Biography of an English king whose “life and reign add up to far more than the sum of his mistakes.”
Charles I (1600-1649) has always received bad press as the villain of “the triumph of virtuous, warty-faced politicians and soldiers over a king who is weak, stupid and backward looking…a mere speed bump on the high road to liberal democracy.” Reading this description on the first page, one may suspect that the author disagrees. Sure enough, veteran British historian de Lisle (Tudor: Passion. Manipulation. Murder. The Story of England’s Most Notorious Royal Family, 2013) delivers a more generous portrait. Charles was the son of James I and mostly a chip off the old block: a High Church Anglican who believed in the divine right of kings and clerical authority, which guaranteed trouble with the austere, Protestant Calvinists who were gaining power. Charles ruled without Parliament from 1629 to 1640, but lack of money and war with Scotland forced his hand. Fiercely anti-Royalist, the legislature passed a torrent of laws limiting his authority and expanding its own while persecuting his advisers. Despite plenty of Royalist support, Charles lacked his opponents’ political acumen and ruthlessness, even after raising his standard in 1642. In 1647, after a bloody civil war, he found himself a prisoner of Parliament, the members of which wanted a negotiated settlement that might have happened if extremists under Oliver Cromwell hadn’t expelled that majority in 1649, leaving those willing to condemn the king.

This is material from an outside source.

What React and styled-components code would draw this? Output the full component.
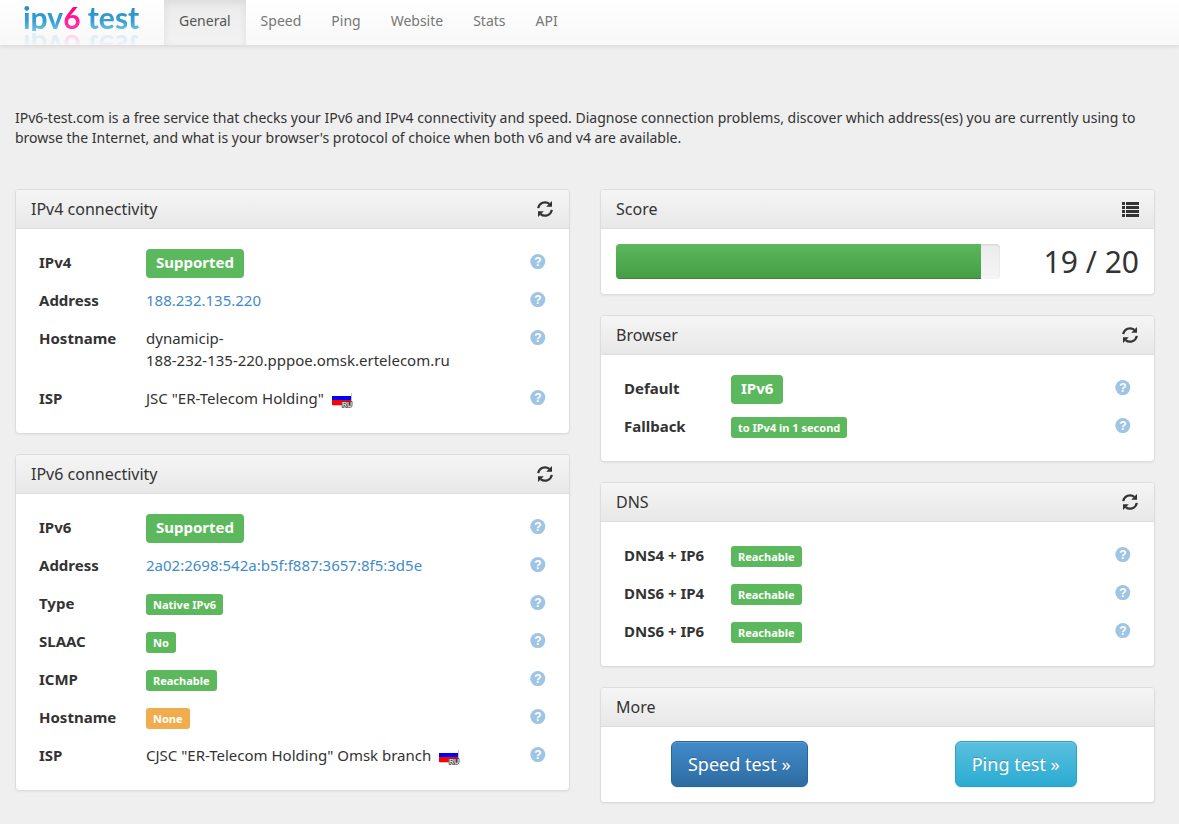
import React from "react";
import styled, { createGlobalStyle, css } from "styled-components";

const GlobalStyle = createGlobalStyle`
  *, *::before, *::after { box-sizing: border-box; }
  body {
    margin: 0;
    background: #efefef;
    color: #333;
    font-family: "Noto Sans", "Open Sans", sans-serif;
    font-size: 14px;
    line-height: 20px;
  }
`;

const Navbar = styled.nav`
  display: flex;
  height: 45px;
  padding-left: 24px;
  background: linear-gradient(to bottom, #fff 0%, #f8f8f8 100%);
  box-shadow: 0 1px 5px rgba(0, 0, 0, 0.12);
  overflow-x: clip;
`;

const Brand = styled.a`
  flex: none;
  width: 140px;
  height: 45px;
  overflow: hidden;
`;

const BrandArt = styled.svg`
  display: block;
  width: 120px;
  height: 40px;
  -webkit-box-reflect: below -16px linear-gradient(to bottom, transparent 40%, rgba(255, 255, 255, 0.22) 80%);
`;

const NavLink = styled.a`
  padding: 11px 15px 14px;
  color: ${(p) => (p.$active ? "#555" : "#777")};
  text-decoration: none;
  ${(p) =>
    p.$active &&
    css`
      background: linear-gradient(to bottom, #ebebeb 0%, #f3f3f3 100%);
      box-shadow: inset 0 3px 9px rgba(0, 0, 0, 0.075);
    `}
`;

const Main = styled.main`
  padding: 63px 24px 20px 15px;
`;

const Intro = styled.p`
  margin: 0 0 41px;
`;

const Columns = styled.div`
  display: grid;
  grid-template-columns: minmax(0, 1fr) minmax(0, 1fr);
  gap: 30px;
  align-items: start;
`;

const Column = styled.div`
  display: flex;
  flex-direction: column;
  gap: 20px;
`;

const PanelBox = styled.section`
  background: #fff;
  border: 1px solid #ddd;
  border-radius: 4px;
  box-shadow: 0 1px 2px rgba(0, 0, 0, 0.05);
  overflow: hidden;
`;

const PanelHeader = styled.header`
  display: flex;
  align-items: center;
  justify-content: space-between;
  height: 39px;
  padding: 0 15px;
  border-bottom: 1px solid #ddd;
  background: linear-gradient(to bottom, #f5f5f5 0%, #e8e8e8 100%);
`;

const PanelTitle = styled.h3`
  margin: 0;
  font-size: 16px;
  font-weight: 400;
  line-height: 20px;
`;

const IconButton = styled.button`
  display: flex;
  padding: 0;
  border: 0;
  background: none;
  color: #333;
  cursor: pointer;
`;

const PanelBody = styled.div`
  padding: 15px;
`;

const ScoreBody = styled(PanelBody)`
  display: flex;
  align-items: center;
  gap: 30px;
`;

const ActionsBody = styled.div`
  display: grid;
  grid-template-columns: 1fr 1fr;
  justify-items: center;
  padding: 14px 0 15px;
`;

const Facts = styled.table`
  width: 100%;
  border-collapse: collapse;
  table-layout: fixed;
  font-size: 15px;
  line-height: 22px;
`;

const FactName = styled.th`
  width: 107px;
  padding: 7px 8px 9px;
  text-align: left;
  vertical-align: top;
  white-space: nowrap;
`;

const FactValue = styled.td`
  padding: 7px 8px 9px;
  vertical-align: top;
`;

const FactHelp = styled.td`
  width: 32px;
  padding: 10px 8px;
  vertical-align: top;
`;

const HelpButton = styled(IconButton)`
  color: #a0c5e4;
`;

const ValueLink = styled.a`
  color: #428bca;
  text-decoration: none;
`;

const Unbroken = styled.span`
  white-space: nowrap;
`;

const Line = styled.div`
  display: flex;
  align-items: center;
  height: 22px;
  margin: 1px 0 -1px;
`;

const badgeTones = { success: "#5cb85c", warning: "#f0ad4e" };

const Badge = styled.span`
  flex: none;
  padding: ${(p) => (p.$large ? "2px 10px 5px" : "3px 7px 2px")};
  border-radius: ${(p) => (p.$large ? "4px" : "3px")};
  background: ${(p) => badgeTones[p.$tone]};
  color: #fff;
  font-size: ${(p) => (p.$large ? "15px" : "11px")};
  font-weight: 700;
  line-height: ${(p) => (p.$large ? "22px" : "16px")};
  white-space: nowrap;
`;

const FlagArt = styled.svg`
  margin-left: 8px;
  vertical-align: -4px;
`;

const Progress = styled.div`
  flex: 1;
  height: 35px;
  border-radius: 4px;
  background: linear-gradient(to bottom, #ebebeb 0%, #f5f5f5 100%);
  box-shadow: inset 0 1px 2px rgba(0, 0, 0, 0.1);
  overflow: hidden;
`;

const ProgressFill = styled.div`
  height: 100%;
  background: linear-gradient(to bottom, #5cb85c 0%, #449d44 100%);
  box-shadow: inset 0 -1px 0 rgba(0, 0, 0, 0.15);
`;

const ScoreText = styled.div`
  flex: 0 0 109px;
  font-size: 30px;
  line-height: 35px;
  text-align: right;
  white-space: nowrap;
`;

const buttonTones = {
  primary: { from: "#428bca", to: "#2d6ca2", edge: "#2b669a" },
  info: { from: "#5bc0de", to: "#2aabd2", edge: "#28a4c9" },
};

const ActionButton = styled.button`
  padding: 10px 16px;
  border: 1px solid ${(p) => buttonTones[p.$tone].edge};
  border-radius: 6px;
  background: linear-gradient(
    to bottom,
    ${(p) => buttonTones[p.$tone].from} 0%,
    ${(p) => buttonTones[p.$tone].to} 100%
  );
  box-shadow: inset 0 1px 0 rgba(255, 255, 255, 0.15), 0 1px 1px rgba(0, 0, 0, 0.075);
  color: #fff;
  font-family: inherit;
  font-size: 18px;
  line-height: 24px;
  text-shadow: 0 -1px 0 rgba(0, 0, 0, 0.2);
  cursor: pointer;
`;

function Logo() {
  return (
    <BrandArt viewBox="0 0 120 40" role="img" aria-label="ipv6 test">
      <defs>
        <linearGradient id="logoBlue" x1="0" y1="8" x2="0" y2="30" gradientUnits="userSpaceOnUse">
          <stop offset="0" stopColor="#2790ca" />
          <stop offset="0.6" stopColor="#369fd3" />
          <stop offset="1" stopColor="#6cbfe4" />
        </linearGradient>
        <linearGradient id="logoPink" x1="0" y1="8" x2="0" y2="30" gradientUnits="userSpaceOnUse">
          <stop offset="0" stopColor="#ff0084" />
          <stop offset="1" stopColor="#ff38ac" />
        </linearGradient>
        <clipPath id="logoBase">
          <rect x="0" y="0" width="120" height="31" />
        </clipPath>
      </defs>
      <g clipPath="url(#logoBase)">
        <text x="-1" y="29" fontFamily="Lato, sans-serif" fontWeight="700" fontSize="30" fill="url(#logoBlue)">
          ipv<tspan fill="url(#logoPink)">6</tspan> test
        </text>
      </g>
    </BrandArt>
  );
}

function RefreshIcon() {
  return (
    <svg width="17" height="16" viewBox="0 0 17 16" aria-hidden="true">
      <g fill="none" stroke="currentColor" strokeWidth="2.2">
        <path d="M1.2 7.2A6.9 6.9 0 0 1 12.4 2.9" />
        <path d="M14.8 8.8A6.9 6.9 0 0 1 3.6 13.1" />
      </g>
      <path d="M15 0V5.7H9.2ZM1 16V10.3H6.8Z" fill="currentColor" />
    </svg>
  );
}

function ListIcon() {
  return (
    <svg width="17" height="15" viewBox="0 0 17 15" aria-hidden="true" fill="currentColor">
      {[0, 4, 8, 12].map((y) => (
        <path key={y} d={`M0 ${y}h3v3h-3zM4 ${y}h13v3h-13z`} />
      ))}
    </svg>
  );
}

function HelpIcon() {
  return (
    <svg width="16" height="16" viewBox="0 0 16 16" aria-hidden="true">
      <circle cx="7.8" cy="7.6" r="7.5" fill="currentColor" />
      <text
        x="7.8"
        y="12"
        fontFamily="Liberation Sans, sans-serif"
        fontSize="12"
        fontWeight="700"
        textAnchor="middle"
        fill="#fff"
      >
        ?
      </text>
    </svg>
  );
}

function RussianFlag() {
  return (
    <FlagArt width="21" height="16" viewBox="0 0 21 16" role="img" aria-label="Russia">
      <rect x="1" y="1" width="19" height="13" fill="#c4c4c4" />
      <rect x="0" y="0" width="19" height="4" fill="#fff" />
      <rect x="0" y="4" width="19" height="4" fill="#00f" />
      <rect x="0" y="8" width="19" height="5" fill="#f00" />
      <text
        x="10"
        y="15"
        fontFamily="Liberation Sans, sans-serif"
        fontSize="7"
        fontWeight="700"
        fill="#ddd"
        stroke="#444"
        strokeWidth="1.4"
        paintOrder="stroke"
      >
        RU
      </text>
    </FlagArt>
  );
}

function Panel({ title, action, children }) {
  return (
    <PanelBox>
      <PanelHeader>
        <PanelTitle>{title}</PanelTitle>
        {action === "refresh" && (
          <IconButton type="button" aria-label={`Refresh ${title}`}>
            <RefreshIcon />
          </IconButton>
        )}
        {action === "list" && (
          <IconButton type="button" aria-label={`${title} details`}>
            <ListIcon />
          </IconButton>
        )}
      </PanelHeader>
      {children}
    </PanelBox>
  );
}

function FactTable({ rows }) {
  return (
    <PanelBody>
      <Facts>
        <tbody>
          {rows.map(([name, value]) => (
            <tr key={name}>
              <FactName scope="row">{name}</FactName>
              <FactValue>{value}</FactValue>
              <FactHelp>
                <HelpButton type="button" aria-label={`Help: ${name}`}>
                  <HelpIcon />
                </HelpButton>
              </FactHelp>
            </tr>
          ))}
        </tbody>
      </Facts>
    </PanelBody>
  );
}

function Status({ large, tone = "success", children }) {
  return (
    <Line>
      <Badge $large={large} $tone={tone}>
        {children}
      </Badge>
    </Line>
  );
}

const ipv4Rows = [
  ["IPv4", <Status large>Supported</Status>],
  ["Address", <ValueLink href="#ipv4">188.232.135.220</ValueLink>],
  [
    "Hostname",
    <>
      dynamicip-
      <wbr />
      <Unbroken>188-232-135-220.pppoe.omsk.ertelecom.ru</Unbroken>
    </>,
  ],
  ["ISP", <>JSC "ER-Telecom Holding"<RussianFlag /></>],
];

const ipv6Rows = [
  ["IPv6", <Status large>Supported</Status>],
  ["Address", <ValueLink href="#ipv6">2a02:2698:542a:b5f:f887:3657:8f5:3d5e</ValueLink>],
  ["Type", <Status>Native IPv6</Status>],
  ["SLAAC", <Status>No</Status>],
  ["ICMP", <Status>Reachable</Status>],
  ["Hostname", <Status tone="warning">None</Status>],
  ["ISP", <>CJSC "ER-Telecom Holding" Omsk branch<RussianFlag /></>],
];

const browserRows = [
  ["Default", <Status large>IPv6</Status>],
  ["Fallback", <Status>to IPv4 in 1 second</Status>],
];

const dnsRows = [
  ["DNS4 + IP6", <Status>Reachable</Status>],
  ["DNS6 + IP4", <Status>Reachable</Status>],
  ["DNS6 + IP6", <Status>Reachable</Status>],
];

const score = 19;
const maxScore = 20;

export default function App() {
  return (
    <>
      <GlobalStyle />
      <Navbar>
        <Brand href="#home">
          <Logo />
        </Brand>
        {["General", "Speed", "Ping", "Website", "Stats", "API"].map((label, i) => (
          <NavLink key={label} href={`#${label.toLowerCase()}`} $active={i === 0}>
            {label}
          </NavLink>
        ))}
      </Navbar>
      <Main>
        <Intro>
          IPv6-test.com is a free service that checks your IPv6 and IPv4 connectivity and speed. Diagnose
          connection problems, discover which address(es) you are currently using to browse the Internet, and
          what is your browser's protocol of choice when both v6 and v4 are available.
        </Intro>
        <Columns>
          <Column>
            <Panel title="IPv4 connectivity" action="refresh">
              <FactTable rows={ipv4Rows} />
            </Panel>
            <Panel title="IPv6 connectivity" action="refresh">
              <FactTable rows={ipv6Rows} />
            </Panel>
          </Column>
          <Column>
            <Panel title="Score" action="list">
              <ScoreBody>
                <Progress
                  role="progressbar"
                  aria-label="Score"
                  aria-valuenow={score}
                  aria-valuemin={0}
                  aria-valuemax={maxScore}
                >
                  <ProgressFill style={{ width: `${(score / maxScore) * 100}%` }} />
                </Progress>
                <ScoreText>
                  {score} / {maxScore}
                </ScoreText>
              </ScoreBody>
            </Panel>
            <Panel title="Browser" action="refresh">
              <FactTable rows={browserRows} />
            </Panel>
            <Panel title="DNS" action="refresh">
              <FactTable rows={dnsRows} />
            </Panel>
            <Panel title="More">
              <ActionsBody>
                <ActionButton type="button" $tone="primary">
                  Speed test »
                </ActionButton>
                <ActionButton type="button" $tone="info">
                  Ping test »
                </ActionButton>
              </ActionsBody>
            </Panel>
          </Column>
        </Columns>
      </Main>
    </>
  );
}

De Lisle’s parliamentarians are an irascible group, resembling not so much freedom fighters as the tea party; on the other hand, the author’s Charles often seems the voice of reason.
Recent elections in Britain and the United States have produced surprisingly dysfunctional governments. De Lisle’s fine, revisionist view of Charles may arouse nostalgia for a time when national leaders, elected or not, looked out for the nonzealous majority.